С вокзала я возвращалась вместе с Рубцовыми; невысокий, крепкий Саша потихоньку меня разглядывал, а его мать… Я даже не думала, что бывают такие открытые люди – она рассказывала мне о своей жизни так просто и буднично, словно бесконечное ожидание было делом обычным, словно не было многих месяцев мучительного одиночества, бессонных ночей с маленьким сыном, постоянного безденежья и неустроенности. И главное – страха, постоянного страха, что можешь не дождаться…

– Лена, тебе не бывает жалко, что ты замужем за военным?

– Я не думаю об этом, просто живу, и все. А что, женой слесаря или инженера проще быть?

– Не знаю. Но все-таки слесарь или инженер – это другое немного…

– С чего ты взяла? Трудно быть женой в принципе, а уж чья ты жена – дело десятое.

Мы еще долго шли молча, и я все думала об этих ее словах, понимая, что, скорее всего, она права. Мой первый и такой недолгий муж не был военным, но жить с ним из-за его бизнеса и невыносимого характера оказалось тоже невозможно. Так что и у меня был кое-какой опыт по этой части…

– Зайдем к нам! – пригласила вдруг Рубцова, когда мы проходили мимо панельной девятиэтажки.

– Это удобно?

– Неудобно, когда у военного дети на соседа похожи! А все остальное нормально, – пошутила она. – Идем.

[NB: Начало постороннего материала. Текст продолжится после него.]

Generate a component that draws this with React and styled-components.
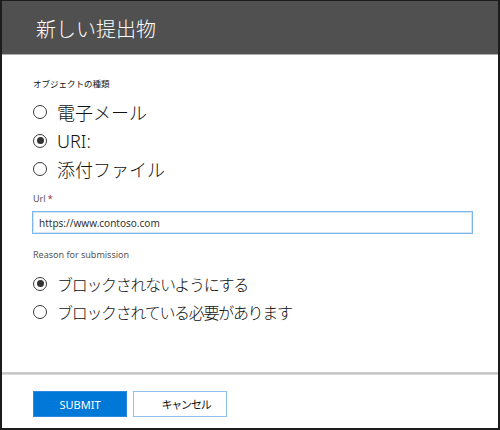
import React, { useState } from "react";
import styled, { createGlobalStyle } from "styled-components";

const Global = createGlobalStyle`
  html, body { margin: 0; padding: 0; background: #fff; }
  * { box-sizing: border-box; }
`;

const FONT = `"Segoe UI", "Noto Sans", "Noto Sans CJK JP", sans-serif`;
const JFONT = `"Noto Sans CJK JP", "Noto Sans", sans-serif`;

const Frame = styled.div`
  width: 500px;
  height: 430px;
  border-style: solid;
  border-color: #1c1c1c;
  border-width: 1px 2px 2px 2px;
  display: flex;
  flex-direction: column;
  font-family: ${FONT};
  color: #222;
`;

const Header = styled.header`
  height: 54px;
  flex: none;
  background: #505050;
  border-bottom: 1px solid #aeaeae;
  display: flex;
  align-items: center;
  padding: 2px 0 0 34px;
`;

const Title = styled.h1`
  margin: 0;
  font-family: ${JFONT};
  font-weight: 300;
  font-size: 20px;
  color: #fff;
`;

const Body = styled.main`
  flex: 1;
  padding: 22px 30px 0 30px;
  display: flex;
  flex-direction: column;
`;

const FieldLabel = styled.div`
  font-size: ${(p) => p.$size || 9}px;
  line-height: 12px;
  height: 12px;
  color: ${(p) => p.$color || "#222"};
  font-family: ${(p) => (p.$jp ? JFONT : FONT)};
  margin-top: ${(p) => p.$mt || 0}px;
  padding-left: 1px;
`;

const Req = styled.span`
  color: #a4262c;
  margin-left: 2px;
`;

const Group = styled.div`
  display: flex;
  flex-direction: column;
  margin-top: ${(p) => p.$mt || 0}px;
`;

const Row = styled.label`
  height: ${(p) => p.$h}px;
  display: flex;
  align-items: center;
  gap: 10px;
  padding-left: 1px;
  cursor: pointer;
`;

const Circle = styled.span`
  width: 14px;
  height: 14px;
  flex: none;
  border-radius: 50%;
  border: 1.5px solid #3a3a3a;
  background: #fff;
  display: flex;
  align-items: center;
  justify-content: center;
  &::after {
    content: "";
    width: 7px;
    height: 7px;
    border-radius: 50%;
    background: ${(p) => (p.$on ? "#333" : "transparent")};
  }
`;

const RowText = styled.span`
  font-family: ${(p) => (p.$latin ? FONT : JFONT)};
  font-weight: 300;
  font-size: ${(p) => p.$size}px;
  letter-spacing: ${(p) => p.$ls || 0}px;
  color: #111;
  line-height: 1;
`;

const Input = styled.input`
  margin-top: 6.5px;
  width: 441px;
  height: 23px;
  border: 1px solid #7fb6ea;
  box-shadow: inset 0 0 0 1px #d3e6f8;
  padding: 0 0 0 6px;
  font-family: ${FONT};
  font-size: 10px;
  color: #333;
  outline: none;
`;

const Footer = styled.footer`
  flex: none;
  display: flex;
  flex-direction: column;
`;

const Divider = styled.div`
  height: 3px;
  background: linear-gradient(#d4d4d4, #c4c4c4 50%, #e6e6e6);
`;

const Buttons = styled.div`
  display: flex;
  gap: 6px;
  padding: 16px 0 11px 31px;
`;

const Button = styled.button`
  width: 94px;
  height: 26px;
  border: 1px solid ${(p) => (p.$primary ? "#2b8ae0" : "#8cc0ee")};
  background: ${(p) => (p.$primary ? "#0078d7" : "#fff")};
  color: ${(p) => (p.$primary ? "#fff" : "#111")};
  font-family: ${(p) => (p.$primary ? FONT : JFONT)};
  font-size: 11px;
  letter-spacing: ${(p) => (p.$primary ? 0 : -1.2)}px;
  padding: ${(p) => (p.$primary ? "0" : "0 0 0 12px")};
  cursor: pointer;
`;

const types = [
  { id: "mail", label: "電子メール", h: 28.5 },
  { id: "uri", label: "URI:", h: 28.5, latin: true },
  { id: "file", label: "添付ファイル", h: 28.5 },
];

const reasons = [
  { id: "nb", label: "ブロックされないようにする" },
  { id: "b", label: "ブロックされている必要があります" },
];

export default function App() {
  const [type, setType] = useState("uri");
  const [reason, setReason] = useState("nb");
  return (
    <>
      <Global />
      <Frame>
        <Header>
          <Title>新しい提出物</Title>
        </Header>
        <Body>
          <FieldLabel $jp $size={8.5} $color="#111">
            オブジェクトの種類
          </FieldLabel>
          <Group $mt={9}>
            {types.map((t) => (
              <Row key={t.id} $h={t.h} onClick={() => setType(t.id)}>
                <Circle $on={type === t.id} />
                <RowText $size={18} $latin={t.latin}>
                  {t.label}
                </RowText>
              </Row>
            ))}
          </Group>
          <FieldLabel $mt={9} $color="#555">
            Url<Req>*</Req>
          </FieldLabel>
          <Input defaultValue="https://www.contoso.com" />
          <FieldLabel $mt={15} $color="#555">
            Reason for submission
          </FieldLabel>
          <Group $mt={8.5}>
            {reasons.map((r) => (
              <Row key={r.id} $h={28} onClick={() => setReason(r.id)}>
                <Circle $on={reason === r.id} />
                <RowText $size={16} $ls={-1.3}>
                  {r.label}
                </RowText>
              </Row>
            ))}
          </Group>
        </Body>
        <Footer>
          <Divider />
          <Buttons>
            <Button $primary>SUBMIT</Button>
            <Button>キャンセル</Button>
          </Buttons>
        </Footer>
      </Frame>
    </>
  );
}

Их квартира оказалась «двушкой» на седьмом этаже, уютная, чистая, хотя и маленькая совсем. Было видно, что хозяйка очень много времени уделяет своему дому, вкладывая в него всю душу и умение. И запах… пахло пирогом с капустой.

– Это я всегда в дорогу ребятам пеку такой пирог, по традиции уже, – объяснила Лена, перехватив мой взгляд. – Рубцов без этого не уезжает, говорит – тогда в поезде домом пахнет.

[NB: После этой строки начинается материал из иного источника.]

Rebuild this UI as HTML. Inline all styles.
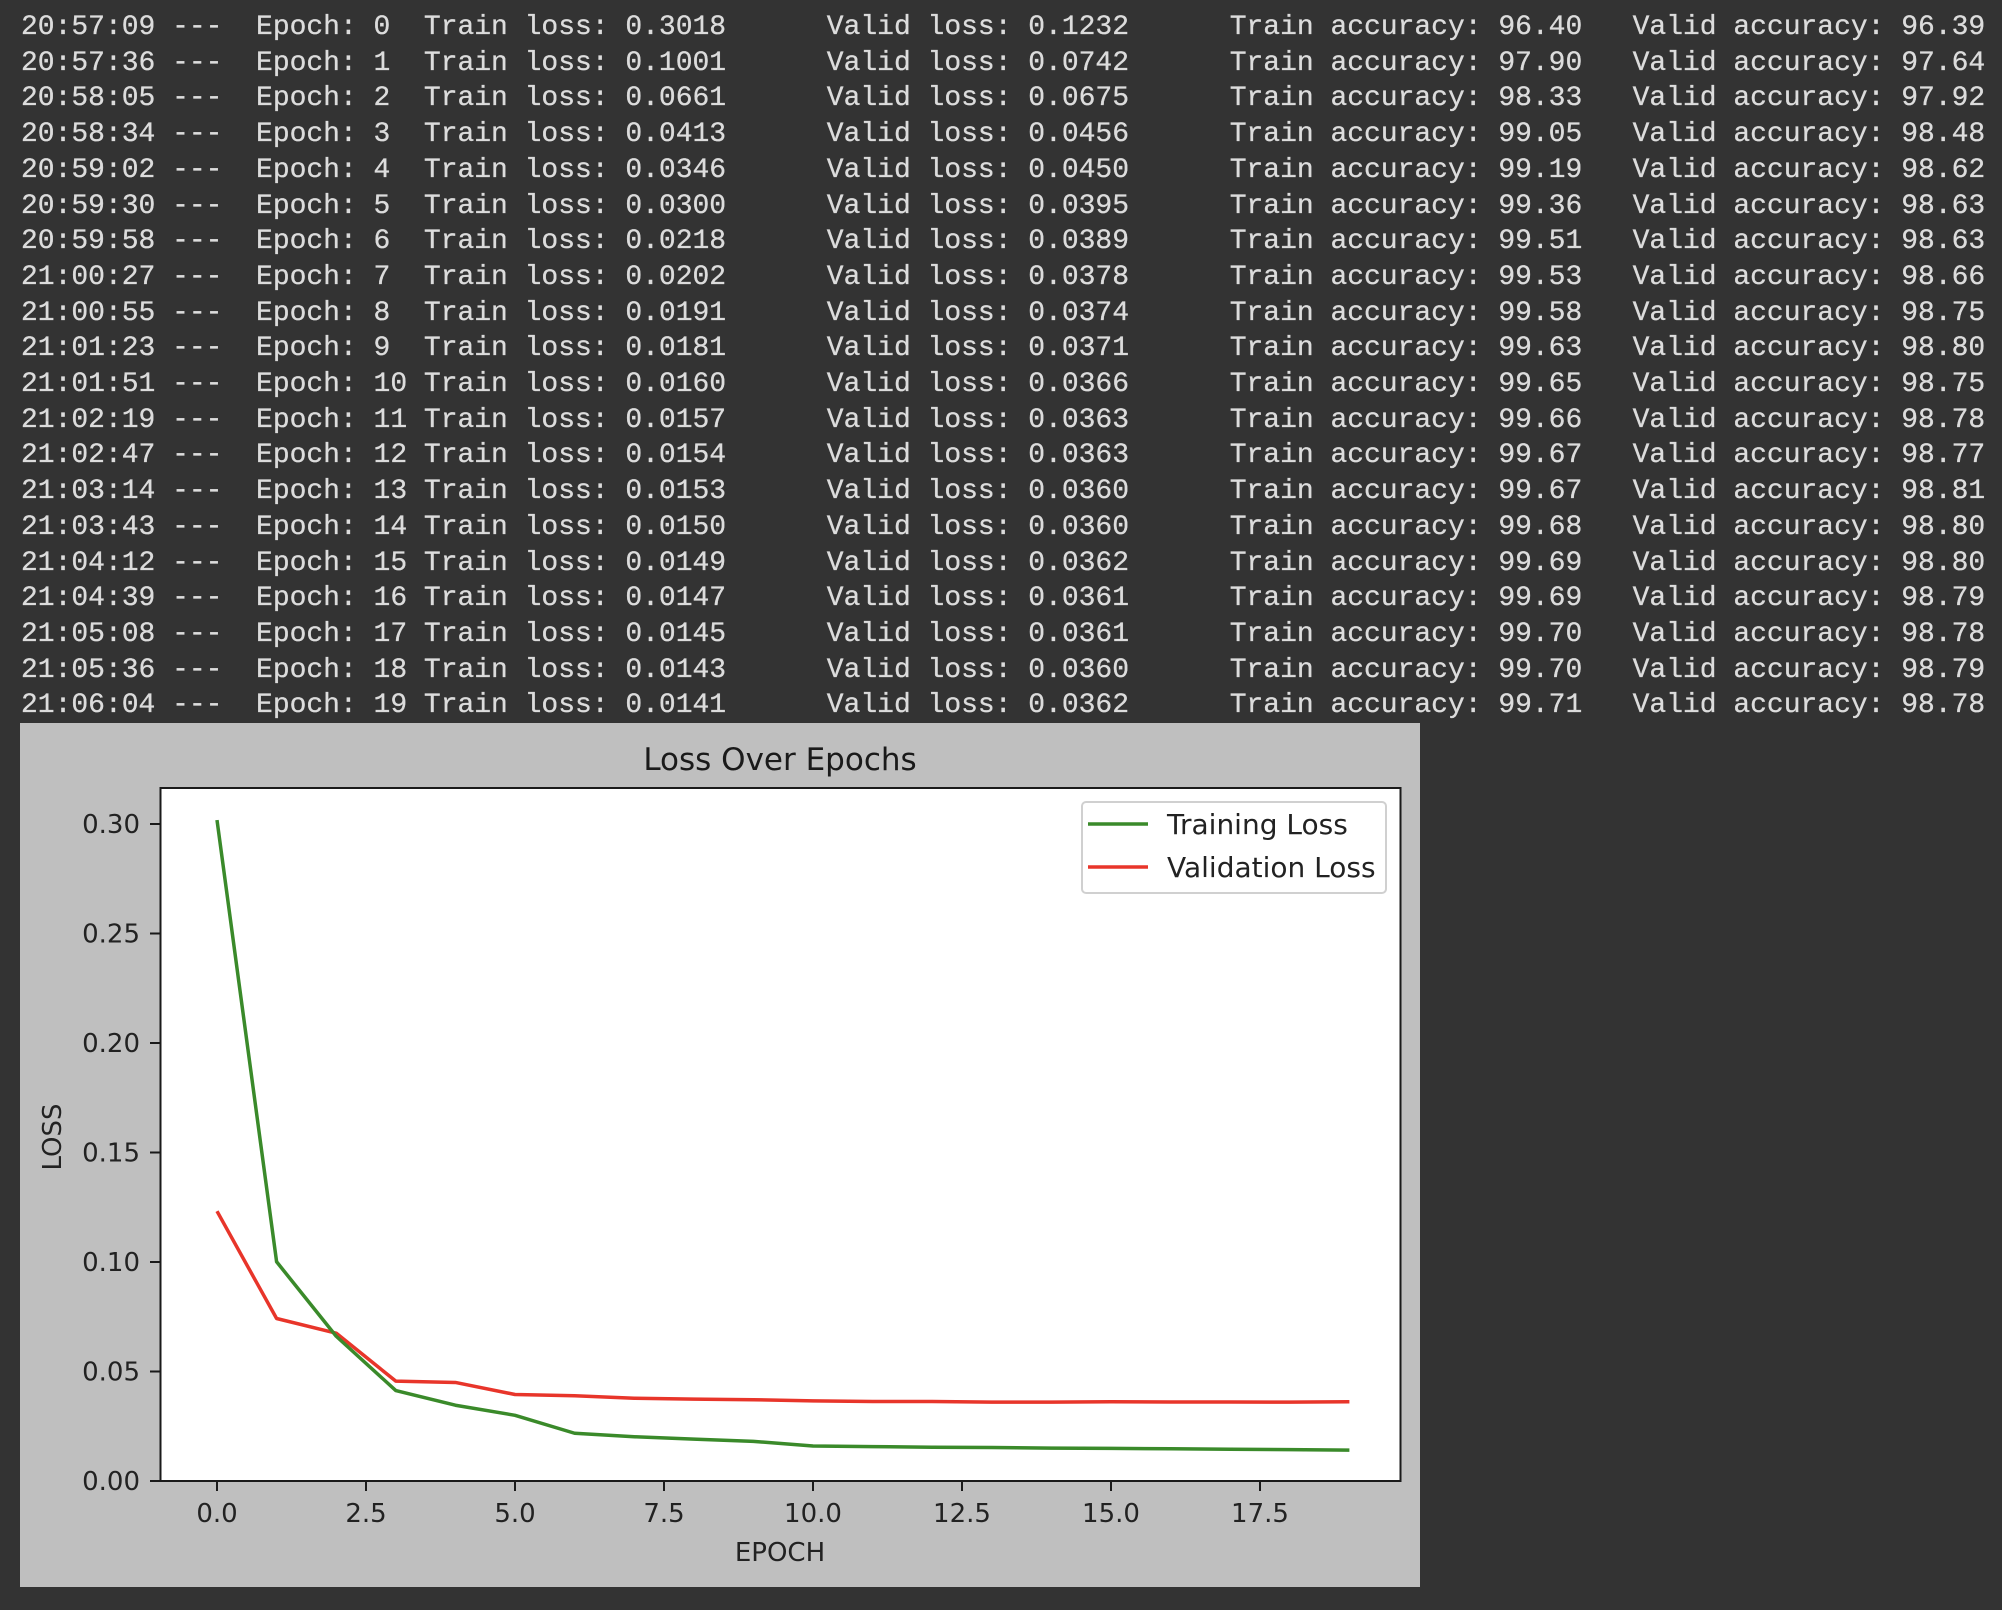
<!DOCTYPE html>
<html><head><meta charset="utf-8"><style>
html,body{margin:0;padding:0;background:#333333;width:2002px;height:1610px;overflow:hidden}
#log{position:absolute;left:21px;top:10px;font-family:"Liberation Mono",monospace;font-size:28px;line-height:35.7px;color:#dcdcdc;white-space:pre;letter-spacing:-0.015px;-webkit-text-stroke:0.3px #dcdcdc}
#panel{position:absolute;left:20px;top:723px;width:1400px;height:864px;background:#bfbfbf}
svg{position:absolute;left:0;top:0}
</style></head><body>
<div id="log">20:57:09 ---  Epoch: 0  Train loss: 0.3018      Valid loss: 0.1232      Train accuracy: 96.40   Valid accuracy: 96.39
20:57:36 ---  Epoch: 1  Train loss: 0.1001      Valid loss: 0.0742      Train accuracy: 97.90   Valid accuracy: 97.64
20:58:05 ---  Epoch: 2  Train loss: 0.0661      Valid loss: 0.0675      Train accuracy: 98.33   Valid accuracy: 97.92
20:58:34 ---  Epoch: 3  Train loss: 0.0413      Valid loss: 0.0456      Train accuracy: 99.05   Valid accuracy: 98.48
20:59:02 ---  Epoch: 4  Train loss: 0.0346      Valid loss: 0.0450      Train accuracy: 99.19   Valid accuracy: 98.62
20:59:30 ---  Epoch: 5  Train loss: 0.0300      Valid loss: 0.0395      Train accuracy: 99.36   Valid accuracy: 98.63
20:59:58 ---  Epoch: 6  Train loss: 0.0218      Valid loss: 0.0389      Train accuracy: 99.51   Valid accuracy: 98.63
21:00:27 ---  Epoch: 7  Train loss: 0.0202      Valid loss: 0.0378      Train accuracy: 99.53   Valid accuracy: 98.66
21:00:55 ---  Epoch: 8  Train loss: 0.0191      Valid loss: 0.0374      Train accuracy: 99.58   Valid accuracy: 98.75
21:01:23 ---  Epoch: 9  Train loss: 0.0181      Valid loss: 0.0371      Train accuracy: 99.63   Valid accuracy: 98.80
21:01:51 ---  Epoch: 10 Train loss: 0.0160      Valid loss: 0.0366      Train accuracy: 99.65   Valid accuracy: 98.75
21:02:19 ---  Epoch: 11 Train loss: 0.0157      Valid loss: 0.0363      Train accuracy: 99.66   Valid accuracy: 98.78
21:02:47 ---  Epoch: 12 Train loss: 0.0154      Valid loss: 0.0363      Train accuracy: 99.67   Valid accuracy: 98.77
21:03:14 ---  Epoch: 13 Train loss: 0.0153      Valid loss: 0.0360      Train accuracy: 99.67   Valid accuracy: 98.81
21:03:43 ---  Epoch: 14 Train loss: 0.0150      Valid loss: 0.0360      Train accuracy: 99.68   Valid accuracy: 98.80
21:04:12 ---  Epoch: 15 Train loss: 0.0149      Valid loss: 0.0362      Train accuracy: 99.69   Valid accuracy: 98.80
21:04:39 ---  Epoch: 16 Train loss: 0.0147      Valid loss: 0.0361      Train accuracy: 99.69   Valid accuracy: 98.79
21:05:08 ---  Epoch: 17 Train loss: 0.0145      Valid loss: 0.0361      Train accuracy: 99.70   Valid accuracy: 98.78
21:05:36 ---  Epoch: 18 Train loss: 0.0143      Valid loss: 0.0360      Train accuracy: 99.70   Valid accuracy: 98.79
21:06:04 ---  Epoch: 19 Train loss: 0.0141      Valid loss: 0.0362      Train accuracy: 99.71   Valid accuracy: 98.78</div>
<div id="panel"></div>
<svg width="2002" height="1610" viewBox="0 0 2002 1610" font-family="DejaVu Sans, sans-serif" fill="#222">
<rect x="160.5" y="788" width="1240" height="693" fill="#fff" stroke="#1a1a1a" stroke-width="2"/>
<text x="780" y="770" font-size="31" text-anchor="middle" fill="#1a1a1a">Loss Over Epochs</text>
<g stroke="#1a1a1a" stroke-width="2">
<line x1="150" y1="1481" x2="160" y2="1481"/><line x1="150" y1="1371.5" x2="160" y2="1371.5"/><line x1="150" y1="1262" x2="160" y2="1262"/><line x1="150" y1="1152.5" x2="160" y2="1152.5"/><line x1="150" y1="1043" x2="160" y2="1043"/><line x1="150" y1="933.5" x2="160" y2="933.5"/><line x1="150" y1="824" x2="160" y2="824"/>
<line x1="217" y1="1481" x2="217" y2="1491"/><line x1="366" y1="1481" x2="366" y2="1491"/><line x1="515" y1="1481" x2="515" y2="1491"/><line x1="664" y1="1481" x2="664" y2="1491"/><line x1="813" y1="1481" x2="813" y2="1491"/><line x1="962" y1="1481" x2="962" y2="1491"/><line x1="1111" y1="1481" x2="1111" y2="1491"/><line x1="1260" y1="1481" x2="1260" y2="1491"/>
</g>
<g font-size="26" text-anchor="end">
<text x="140" y="1490">0.00</text><text x="140" y="1380.5">0.05</text><text x="140" y="1271">0.10</text><text x="140" y="1161.5">0.15</text><text x="140" y="1052">0.20</text><text x="140" y="942.5">0.25</text><text x="140" y="833">0.30</text>
</g>
<g font-size="26" text-anchor="middle">
<text x="217" y="1522">0.0</text><text x="366" y="1522">2.5</text><text x="515" y="1522">5.0</text><text x="664" y="1522">7.5</text><text x="813" y="1522">10.0</text><text x="962" y="1522">12.5</text><text x="1111" y="1522">15.0</text><text x="1260" y="1522">17.5</text>
<text x="780" y="1561">EPOCH</text>
<text transform="translate(61,1137) rotate(-90)">LOSS</text>
</g>
<g transform="translate(217,1481) scale(59.6,-2190)" fill="none" stroke-linejoin="round">
<polyline vector-effect="non-scaling-stroke" stroke-width="3.5" stroke="#e8352a" points="0,.1232 1,.0742 2,.0675 3,.0456 4,.0450 5,.0395 6,.0389 7,.0378 8,.0374 9,.0371 10,.0366 11,.0363 12,.0363 13,.0360 14,.0360 15,.0362 16,.0361 17,.0361 18,.0360 19,.0362"/>
<polyline vector-effect="non-scaling-stroke" stroke-width="3.5" stroke="#3a8a2a" points="0,.3018 1,.1001 2,.0661 3,.0413 4,.0346 5,.0300 6,.0218 7,.0202 8,.0191 9,.0181 10,.0160 11,.0157 12,.0154 13,.0153 14,.0150 15,.0149 16,.0147 17,.0145 18,.0143 19,.0141"/>
</g>
<rect x="1082" y="802" width="304" height="91" rx="4" fill="#fff" stroke="#d0d0d0" stroke-width="2"/>
<line x1="1088" y1="824" x2="1148" y2="824" stroke="#3a8a2a" stroke-width="3.5"/>
<line x1="1088" y1="867" x2="1148" y2="867" stroke="#e8352a" stroke-width="3.5"/>
<g font-size="28" fill="#222"><text x="1167" y="834">Training Loss</text><text x="1167" y="877">Validation Loss</text></g>
</svg>
</body></html>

Мы пили чай в большой комнате, служившей, видимо, и гостиной, и спальней, и кабинетом – Лена работала бухгалтером в небольшой фирме по продаже офисной техники, и на столе в углу была свалена целая куча папок.

– Лена, а ты Кравченко хорошо знаешь? – осторожно спросила я, опуская на блюдце фарфоровую чашку с чаем.

– Леху-то? Конечно, они ж с училища вместе, в Афган тоже вместе попали. Я ж как мать им всем, – Лена усмехнулась, потянулась к вазочке с конфетами, взяла карамельку, потом, передумав, бросила ее обратно. – Они со мной советуются, к нам с Рубцовым идут с любым горем, с любой радостью. Я ж и по госпиталям ездила сколько раз, что к Кравченко, что к Лешему. А когда Леху в Афгане контузило, я возле него почти месяц сидела безвылазно. В Ташкенте, помню, жарища, дышать нечем, а я в палате с Кравченко загораю… Он в очень тяжелом состоянии был, не слышал, почти не говорил. Врачи сказали – может остаться на всю жизнь глухим. Обошлось, слава Богу… Я там такого насмотрелась, в госпитале этом – не расскажешь! Мальчишки молодые, а искалечены так, что глянуть страшно, – она передернула плечами и перевела разговор. – Знаешь, Леха нескладный какой-то в жизни, неловкий, а вот на войне, говорят… Лучше него в батальоне нет, у него в крови война. И из-за этого он все время один. Ну, и пил после Афгана долго, да и после первой чеченской тоже… Напьется и воет, как волк. А потом – как отрезало, завязал. Но по службе никак не продвинется, дурацкая манера называть идиота идиотом в глаза, не взирая на погоны. А кому ж это понравится?